— TASK STATEMENT —
Where the string "that" occurs in the material below, report the whole line.

— DATASET CONTENT —
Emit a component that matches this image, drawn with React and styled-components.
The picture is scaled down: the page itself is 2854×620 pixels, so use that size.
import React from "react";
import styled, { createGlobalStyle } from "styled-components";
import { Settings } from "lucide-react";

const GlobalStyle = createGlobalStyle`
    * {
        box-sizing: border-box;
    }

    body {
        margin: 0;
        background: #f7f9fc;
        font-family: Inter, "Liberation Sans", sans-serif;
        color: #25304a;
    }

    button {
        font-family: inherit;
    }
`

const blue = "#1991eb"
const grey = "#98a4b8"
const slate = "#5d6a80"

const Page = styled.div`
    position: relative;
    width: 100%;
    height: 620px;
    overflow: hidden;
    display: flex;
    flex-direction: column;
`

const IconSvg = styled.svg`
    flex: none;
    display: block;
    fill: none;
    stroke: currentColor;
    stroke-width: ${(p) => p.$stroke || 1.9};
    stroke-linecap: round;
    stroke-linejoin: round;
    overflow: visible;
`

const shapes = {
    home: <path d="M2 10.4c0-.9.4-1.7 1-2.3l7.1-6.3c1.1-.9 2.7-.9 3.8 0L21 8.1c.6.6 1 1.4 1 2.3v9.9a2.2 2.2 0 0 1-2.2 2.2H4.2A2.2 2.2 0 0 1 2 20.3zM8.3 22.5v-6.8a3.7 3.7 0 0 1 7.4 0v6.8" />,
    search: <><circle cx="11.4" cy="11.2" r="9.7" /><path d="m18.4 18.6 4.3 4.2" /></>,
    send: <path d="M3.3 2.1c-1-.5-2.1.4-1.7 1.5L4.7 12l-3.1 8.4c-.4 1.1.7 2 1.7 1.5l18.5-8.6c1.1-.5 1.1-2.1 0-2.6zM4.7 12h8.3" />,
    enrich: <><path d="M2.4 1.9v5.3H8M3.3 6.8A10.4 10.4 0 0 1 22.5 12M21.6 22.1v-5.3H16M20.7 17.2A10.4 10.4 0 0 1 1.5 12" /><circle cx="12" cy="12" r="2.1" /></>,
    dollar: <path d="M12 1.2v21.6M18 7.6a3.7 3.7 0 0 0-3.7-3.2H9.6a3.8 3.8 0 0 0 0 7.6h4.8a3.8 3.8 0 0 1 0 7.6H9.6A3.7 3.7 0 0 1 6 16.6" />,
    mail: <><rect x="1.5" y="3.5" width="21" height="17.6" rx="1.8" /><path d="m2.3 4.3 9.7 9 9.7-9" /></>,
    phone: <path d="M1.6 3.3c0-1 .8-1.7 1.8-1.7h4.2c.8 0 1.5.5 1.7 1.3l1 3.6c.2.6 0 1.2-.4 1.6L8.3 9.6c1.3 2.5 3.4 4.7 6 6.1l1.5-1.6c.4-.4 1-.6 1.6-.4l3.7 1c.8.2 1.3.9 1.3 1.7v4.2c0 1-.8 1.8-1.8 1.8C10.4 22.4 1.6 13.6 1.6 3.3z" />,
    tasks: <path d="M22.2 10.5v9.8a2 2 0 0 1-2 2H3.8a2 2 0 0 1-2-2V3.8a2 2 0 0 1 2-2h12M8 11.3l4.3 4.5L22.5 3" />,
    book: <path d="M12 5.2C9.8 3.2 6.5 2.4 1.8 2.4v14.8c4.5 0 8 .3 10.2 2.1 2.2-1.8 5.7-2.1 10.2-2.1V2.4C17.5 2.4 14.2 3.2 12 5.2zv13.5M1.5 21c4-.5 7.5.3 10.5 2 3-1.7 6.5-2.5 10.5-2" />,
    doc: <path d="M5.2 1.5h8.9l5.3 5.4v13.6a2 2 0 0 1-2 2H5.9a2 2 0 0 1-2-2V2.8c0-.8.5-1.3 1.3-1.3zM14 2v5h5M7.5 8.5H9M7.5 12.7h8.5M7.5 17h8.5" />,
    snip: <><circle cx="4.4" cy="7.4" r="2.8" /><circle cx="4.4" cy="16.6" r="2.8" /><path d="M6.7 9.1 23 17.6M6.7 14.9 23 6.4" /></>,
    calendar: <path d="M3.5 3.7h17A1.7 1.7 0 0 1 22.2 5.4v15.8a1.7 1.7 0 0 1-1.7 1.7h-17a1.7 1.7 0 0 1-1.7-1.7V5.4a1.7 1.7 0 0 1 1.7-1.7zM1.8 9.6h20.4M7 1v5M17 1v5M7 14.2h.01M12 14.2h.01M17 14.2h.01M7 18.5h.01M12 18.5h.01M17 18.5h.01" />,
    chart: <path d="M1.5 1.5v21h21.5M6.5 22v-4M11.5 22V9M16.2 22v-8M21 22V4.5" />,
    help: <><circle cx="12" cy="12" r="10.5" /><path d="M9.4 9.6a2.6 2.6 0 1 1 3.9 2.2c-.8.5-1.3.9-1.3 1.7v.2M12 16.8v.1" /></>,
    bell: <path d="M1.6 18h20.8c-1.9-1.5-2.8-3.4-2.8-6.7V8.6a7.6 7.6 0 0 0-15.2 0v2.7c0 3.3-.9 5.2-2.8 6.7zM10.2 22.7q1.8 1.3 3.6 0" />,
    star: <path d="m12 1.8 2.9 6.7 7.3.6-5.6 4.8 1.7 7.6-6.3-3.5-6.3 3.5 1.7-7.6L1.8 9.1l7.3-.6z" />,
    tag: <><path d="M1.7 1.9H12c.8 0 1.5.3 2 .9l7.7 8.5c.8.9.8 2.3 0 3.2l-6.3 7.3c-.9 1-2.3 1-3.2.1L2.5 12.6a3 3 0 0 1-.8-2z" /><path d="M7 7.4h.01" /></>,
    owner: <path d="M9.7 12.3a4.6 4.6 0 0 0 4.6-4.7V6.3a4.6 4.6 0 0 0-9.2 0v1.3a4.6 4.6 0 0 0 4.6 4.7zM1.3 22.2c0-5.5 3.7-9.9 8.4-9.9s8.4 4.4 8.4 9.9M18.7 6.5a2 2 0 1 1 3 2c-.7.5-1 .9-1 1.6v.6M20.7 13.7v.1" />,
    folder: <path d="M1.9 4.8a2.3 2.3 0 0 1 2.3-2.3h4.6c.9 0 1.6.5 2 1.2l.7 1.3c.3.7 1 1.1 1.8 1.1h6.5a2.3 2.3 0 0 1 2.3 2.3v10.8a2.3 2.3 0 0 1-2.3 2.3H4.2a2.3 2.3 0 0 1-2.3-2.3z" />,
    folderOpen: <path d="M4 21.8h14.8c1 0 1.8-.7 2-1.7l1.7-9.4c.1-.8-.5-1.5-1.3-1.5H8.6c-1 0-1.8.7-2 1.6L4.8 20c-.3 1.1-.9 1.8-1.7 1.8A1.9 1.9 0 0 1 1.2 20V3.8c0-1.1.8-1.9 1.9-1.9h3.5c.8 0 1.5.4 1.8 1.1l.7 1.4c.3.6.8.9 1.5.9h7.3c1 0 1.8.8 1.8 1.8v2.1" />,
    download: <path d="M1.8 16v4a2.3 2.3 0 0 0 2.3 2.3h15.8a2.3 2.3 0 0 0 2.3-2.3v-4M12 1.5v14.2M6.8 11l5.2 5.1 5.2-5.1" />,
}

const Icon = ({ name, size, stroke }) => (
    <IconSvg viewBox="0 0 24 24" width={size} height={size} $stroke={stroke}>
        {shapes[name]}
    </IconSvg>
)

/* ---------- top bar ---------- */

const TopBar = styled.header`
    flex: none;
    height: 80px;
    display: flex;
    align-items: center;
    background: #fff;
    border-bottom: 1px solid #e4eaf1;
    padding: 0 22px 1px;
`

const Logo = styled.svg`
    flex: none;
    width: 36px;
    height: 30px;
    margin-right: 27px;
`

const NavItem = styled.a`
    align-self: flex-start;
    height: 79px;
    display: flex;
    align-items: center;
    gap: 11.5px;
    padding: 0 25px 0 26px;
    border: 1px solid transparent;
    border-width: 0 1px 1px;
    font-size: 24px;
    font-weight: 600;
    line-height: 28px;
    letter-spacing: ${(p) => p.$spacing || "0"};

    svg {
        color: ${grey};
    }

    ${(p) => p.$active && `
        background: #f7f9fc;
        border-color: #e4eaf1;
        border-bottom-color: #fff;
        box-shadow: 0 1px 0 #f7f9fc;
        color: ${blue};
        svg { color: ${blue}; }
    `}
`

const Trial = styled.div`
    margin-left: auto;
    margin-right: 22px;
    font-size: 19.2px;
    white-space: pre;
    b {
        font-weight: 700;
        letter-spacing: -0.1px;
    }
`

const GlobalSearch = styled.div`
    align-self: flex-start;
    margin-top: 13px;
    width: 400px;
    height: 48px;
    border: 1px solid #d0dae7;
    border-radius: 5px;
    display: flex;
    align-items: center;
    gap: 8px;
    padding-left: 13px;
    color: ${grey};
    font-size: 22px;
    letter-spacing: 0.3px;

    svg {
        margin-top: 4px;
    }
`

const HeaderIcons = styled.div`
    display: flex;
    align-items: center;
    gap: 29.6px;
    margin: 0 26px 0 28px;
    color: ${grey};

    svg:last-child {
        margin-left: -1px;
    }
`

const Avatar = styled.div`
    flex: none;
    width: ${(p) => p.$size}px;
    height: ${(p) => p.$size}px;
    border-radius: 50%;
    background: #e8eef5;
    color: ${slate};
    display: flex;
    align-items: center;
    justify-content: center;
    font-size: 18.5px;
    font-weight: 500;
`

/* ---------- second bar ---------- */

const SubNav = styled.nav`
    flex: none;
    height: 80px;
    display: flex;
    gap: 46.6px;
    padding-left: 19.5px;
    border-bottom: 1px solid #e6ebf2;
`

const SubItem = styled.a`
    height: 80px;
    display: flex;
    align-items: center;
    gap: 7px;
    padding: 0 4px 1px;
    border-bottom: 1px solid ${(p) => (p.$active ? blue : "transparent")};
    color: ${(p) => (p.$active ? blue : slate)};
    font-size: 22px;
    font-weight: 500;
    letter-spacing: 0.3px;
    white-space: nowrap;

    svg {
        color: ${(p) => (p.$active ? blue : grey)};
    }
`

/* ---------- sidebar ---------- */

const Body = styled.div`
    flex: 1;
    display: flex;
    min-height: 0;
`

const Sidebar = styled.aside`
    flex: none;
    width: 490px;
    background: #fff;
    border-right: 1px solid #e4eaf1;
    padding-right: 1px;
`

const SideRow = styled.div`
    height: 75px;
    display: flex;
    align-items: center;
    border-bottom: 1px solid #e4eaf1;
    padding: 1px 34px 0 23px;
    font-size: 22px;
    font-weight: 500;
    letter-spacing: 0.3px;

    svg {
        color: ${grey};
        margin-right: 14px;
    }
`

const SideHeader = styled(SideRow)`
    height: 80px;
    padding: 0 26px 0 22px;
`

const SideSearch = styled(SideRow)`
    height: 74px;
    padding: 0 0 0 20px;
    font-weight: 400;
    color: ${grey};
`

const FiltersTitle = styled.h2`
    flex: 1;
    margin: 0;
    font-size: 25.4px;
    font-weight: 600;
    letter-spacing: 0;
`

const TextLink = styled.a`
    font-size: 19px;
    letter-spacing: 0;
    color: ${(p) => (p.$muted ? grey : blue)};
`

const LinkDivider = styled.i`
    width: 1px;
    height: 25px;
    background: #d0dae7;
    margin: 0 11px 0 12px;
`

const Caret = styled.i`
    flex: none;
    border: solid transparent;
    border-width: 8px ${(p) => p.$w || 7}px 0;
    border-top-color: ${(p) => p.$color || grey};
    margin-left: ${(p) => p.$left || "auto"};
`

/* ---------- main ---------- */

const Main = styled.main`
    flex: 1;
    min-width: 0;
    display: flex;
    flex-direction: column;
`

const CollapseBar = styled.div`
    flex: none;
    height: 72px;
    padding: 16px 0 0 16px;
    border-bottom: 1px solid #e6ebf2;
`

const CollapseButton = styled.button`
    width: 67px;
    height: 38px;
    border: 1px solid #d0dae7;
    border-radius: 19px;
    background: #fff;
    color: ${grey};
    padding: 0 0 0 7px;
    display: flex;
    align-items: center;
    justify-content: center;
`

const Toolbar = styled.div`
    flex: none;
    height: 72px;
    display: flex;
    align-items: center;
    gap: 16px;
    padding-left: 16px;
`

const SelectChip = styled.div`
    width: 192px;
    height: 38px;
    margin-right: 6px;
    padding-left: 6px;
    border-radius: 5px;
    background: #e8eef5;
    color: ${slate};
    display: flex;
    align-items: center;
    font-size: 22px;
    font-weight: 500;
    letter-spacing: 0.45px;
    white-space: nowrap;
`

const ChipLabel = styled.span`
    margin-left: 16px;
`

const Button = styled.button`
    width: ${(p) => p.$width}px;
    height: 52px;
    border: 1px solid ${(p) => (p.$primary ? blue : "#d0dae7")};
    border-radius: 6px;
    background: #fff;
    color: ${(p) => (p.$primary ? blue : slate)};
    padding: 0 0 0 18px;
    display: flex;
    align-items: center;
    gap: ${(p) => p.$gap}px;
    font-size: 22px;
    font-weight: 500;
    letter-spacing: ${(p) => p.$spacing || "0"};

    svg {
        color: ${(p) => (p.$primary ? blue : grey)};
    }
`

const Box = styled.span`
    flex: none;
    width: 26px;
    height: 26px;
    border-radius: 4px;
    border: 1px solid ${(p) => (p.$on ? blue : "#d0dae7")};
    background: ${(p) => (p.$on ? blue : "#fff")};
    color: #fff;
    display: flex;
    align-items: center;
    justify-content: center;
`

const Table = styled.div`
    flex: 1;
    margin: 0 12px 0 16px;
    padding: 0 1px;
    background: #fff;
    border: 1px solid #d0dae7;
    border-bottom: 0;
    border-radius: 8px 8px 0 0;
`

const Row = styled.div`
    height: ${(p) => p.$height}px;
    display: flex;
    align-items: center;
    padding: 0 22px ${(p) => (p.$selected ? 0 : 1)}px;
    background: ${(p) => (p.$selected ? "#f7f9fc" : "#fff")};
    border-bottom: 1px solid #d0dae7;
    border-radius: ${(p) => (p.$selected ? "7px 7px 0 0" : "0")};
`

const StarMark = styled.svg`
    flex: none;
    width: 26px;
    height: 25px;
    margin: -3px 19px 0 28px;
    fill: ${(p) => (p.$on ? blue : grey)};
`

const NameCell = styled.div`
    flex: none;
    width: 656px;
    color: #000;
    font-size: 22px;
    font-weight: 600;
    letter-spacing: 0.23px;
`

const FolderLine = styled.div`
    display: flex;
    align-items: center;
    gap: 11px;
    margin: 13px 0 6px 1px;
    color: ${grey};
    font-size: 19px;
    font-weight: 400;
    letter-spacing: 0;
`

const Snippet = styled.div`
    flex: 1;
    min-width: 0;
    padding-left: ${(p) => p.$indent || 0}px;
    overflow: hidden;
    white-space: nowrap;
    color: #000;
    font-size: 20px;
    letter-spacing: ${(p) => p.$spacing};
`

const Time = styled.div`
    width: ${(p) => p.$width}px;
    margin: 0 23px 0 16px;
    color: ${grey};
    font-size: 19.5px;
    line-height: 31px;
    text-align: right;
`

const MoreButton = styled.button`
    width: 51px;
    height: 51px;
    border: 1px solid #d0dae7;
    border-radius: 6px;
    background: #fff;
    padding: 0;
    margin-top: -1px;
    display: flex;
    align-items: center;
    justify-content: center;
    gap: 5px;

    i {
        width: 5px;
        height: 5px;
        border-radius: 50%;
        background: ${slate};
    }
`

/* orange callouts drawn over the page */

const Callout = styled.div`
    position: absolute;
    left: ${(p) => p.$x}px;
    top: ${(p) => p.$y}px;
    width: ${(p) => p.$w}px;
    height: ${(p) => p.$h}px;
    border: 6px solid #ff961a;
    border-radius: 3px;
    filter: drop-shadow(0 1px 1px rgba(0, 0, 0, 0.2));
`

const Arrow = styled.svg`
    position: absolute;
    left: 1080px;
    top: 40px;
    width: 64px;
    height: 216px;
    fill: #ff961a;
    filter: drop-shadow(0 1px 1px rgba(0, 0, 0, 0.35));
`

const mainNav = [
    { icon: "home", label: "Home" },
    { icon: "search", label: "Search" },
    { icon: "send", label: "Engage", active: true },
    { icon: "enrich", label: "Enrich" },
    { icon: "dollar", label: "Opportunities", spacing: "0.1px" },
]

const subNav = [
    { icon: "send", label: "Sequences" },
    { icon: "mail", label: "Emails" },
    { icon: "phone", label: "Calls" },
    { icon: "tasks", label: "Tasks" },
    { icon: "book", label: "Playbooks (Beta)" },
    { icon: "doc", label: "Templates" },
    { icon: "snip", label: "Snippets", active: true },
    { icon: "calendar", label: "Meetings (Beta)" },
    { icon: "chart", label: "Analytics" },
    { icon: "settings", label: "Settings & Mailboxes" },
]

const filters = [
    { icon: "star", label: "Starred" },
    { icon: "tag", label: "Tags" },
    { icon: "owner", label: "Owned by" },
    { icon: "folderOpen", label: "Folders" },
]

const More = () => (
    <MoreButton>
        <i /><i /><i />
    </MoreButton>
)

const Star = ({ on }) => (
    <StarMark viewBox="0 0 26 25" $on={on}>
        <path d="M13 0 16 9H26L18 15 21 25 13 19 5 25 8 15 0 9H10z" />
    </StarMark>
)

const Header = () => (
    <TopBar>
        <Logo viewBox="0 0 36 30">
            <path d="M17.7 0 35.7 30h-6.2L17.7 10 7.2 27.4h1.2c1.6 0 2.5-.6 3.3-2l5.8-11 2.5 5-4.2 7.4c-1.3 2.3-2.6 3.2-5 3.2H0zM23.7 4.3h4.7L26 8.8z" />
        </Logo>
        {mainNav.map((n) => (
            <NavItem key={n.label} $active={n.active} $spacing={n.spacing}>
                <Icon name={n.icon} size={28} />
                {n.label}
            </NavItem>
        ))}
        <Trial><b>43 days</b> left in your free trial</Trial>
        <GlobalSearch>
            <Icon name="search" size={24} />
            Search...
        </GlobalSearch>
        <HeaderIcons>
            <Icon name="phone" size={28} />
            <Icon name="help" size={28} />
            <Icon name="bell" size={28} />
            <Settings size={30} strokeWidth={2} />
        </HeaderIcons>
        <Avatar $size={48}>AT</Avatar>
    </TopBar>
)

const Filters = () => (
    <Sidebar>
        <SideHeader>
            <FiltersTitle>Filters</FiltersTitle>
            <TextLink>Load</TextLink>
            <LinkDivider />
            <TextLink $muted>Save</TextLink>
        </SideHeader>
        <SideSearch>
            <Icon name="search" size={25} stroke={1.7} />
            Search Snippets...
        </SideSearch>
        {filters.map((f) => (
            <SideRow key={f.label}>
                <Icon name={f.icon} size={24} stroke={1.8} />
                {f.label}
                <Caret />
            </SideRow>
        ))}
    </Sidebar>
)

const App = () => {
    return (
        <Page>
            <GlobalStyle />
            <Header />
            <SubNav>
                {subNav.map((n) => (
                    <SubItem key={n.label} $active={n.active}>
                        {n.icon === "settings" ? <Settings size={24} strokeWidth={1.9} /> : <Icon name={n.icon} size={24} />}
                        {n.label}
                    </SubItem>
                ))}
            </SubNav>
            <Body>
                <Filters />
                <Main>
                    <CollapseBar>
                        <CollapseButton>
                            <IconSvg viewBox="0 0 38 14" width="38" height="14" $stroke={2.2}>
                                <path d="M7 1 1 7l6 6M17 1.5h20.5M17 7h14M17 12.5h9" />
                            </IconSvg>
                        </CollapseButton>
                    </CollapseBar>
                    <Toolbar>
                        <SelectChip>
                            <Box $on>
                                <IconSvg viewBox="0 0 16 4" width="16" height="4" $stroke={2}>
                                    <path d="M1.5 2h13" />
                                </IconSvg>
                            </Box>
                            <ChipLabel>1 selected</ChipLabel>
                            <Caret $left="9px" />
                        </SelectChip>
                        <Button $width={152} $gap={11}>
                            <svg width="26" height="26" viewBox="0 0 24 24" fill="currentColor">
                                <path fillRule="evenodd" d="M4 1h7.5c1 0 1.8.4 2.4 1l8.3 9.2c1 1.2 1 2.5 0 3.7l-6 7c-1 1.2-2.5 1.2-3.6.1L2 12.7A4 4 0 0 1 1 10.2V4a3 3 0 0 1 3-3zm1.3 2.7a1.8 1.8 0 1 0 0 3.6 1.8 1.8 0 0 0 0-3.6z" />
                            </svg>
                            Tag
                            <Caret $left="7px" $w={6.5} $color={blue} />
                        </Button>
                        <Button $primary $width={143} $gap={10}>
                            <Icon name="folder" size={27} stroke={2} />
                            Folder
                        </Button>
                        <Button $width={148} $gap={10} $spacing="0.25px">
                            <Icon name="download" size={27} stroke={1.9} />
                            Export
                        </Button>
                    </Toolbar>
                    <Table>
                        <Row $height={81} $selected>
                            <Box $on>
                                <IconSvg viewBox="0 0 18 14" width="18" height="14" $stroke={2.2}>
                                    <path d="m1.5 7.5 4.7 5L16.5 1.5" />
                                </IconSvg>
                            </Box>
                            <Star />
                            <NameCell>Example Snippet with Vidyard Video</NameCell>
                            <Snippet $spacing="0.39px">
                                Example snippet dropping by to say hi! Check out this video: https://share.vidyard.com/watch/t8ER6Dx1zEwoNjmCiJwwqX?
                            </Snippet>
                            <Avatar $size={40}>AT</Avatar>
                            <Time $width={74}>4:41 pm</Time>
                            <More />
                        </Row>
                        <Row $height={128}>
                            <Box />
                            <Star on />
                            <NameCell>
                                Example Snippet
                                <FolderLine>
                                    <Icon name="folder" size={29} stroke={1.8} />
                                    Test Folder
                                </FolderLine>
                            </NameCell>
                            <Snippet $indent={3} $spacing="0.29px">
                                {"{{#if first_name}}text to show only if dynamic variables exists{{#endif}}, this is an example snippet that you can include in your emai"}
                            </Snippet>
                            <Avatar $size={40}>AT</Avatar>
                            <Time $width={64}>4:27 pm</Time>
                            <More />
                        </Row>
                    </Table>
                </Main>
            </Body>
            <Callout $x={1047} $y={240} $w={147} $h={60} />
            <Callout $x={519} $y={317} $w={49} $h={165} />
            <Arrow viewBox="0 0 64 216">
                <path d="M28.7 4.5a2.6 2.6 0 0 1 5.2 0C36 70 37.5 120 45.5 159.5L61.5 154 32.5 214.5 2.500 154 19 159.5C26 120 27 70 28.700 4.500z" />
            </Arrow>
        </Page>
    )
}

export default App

— SOLUTION —
Emit a component that matches this image, drawn with React and styled-components.
The picture is scaled down: the page itself is 2854×620 pixels, so use that size.
                                {"{{#if first_name}}text to show only if dynamic variables exists{{#endif}}, this is an example snippet that you can include in your emai"}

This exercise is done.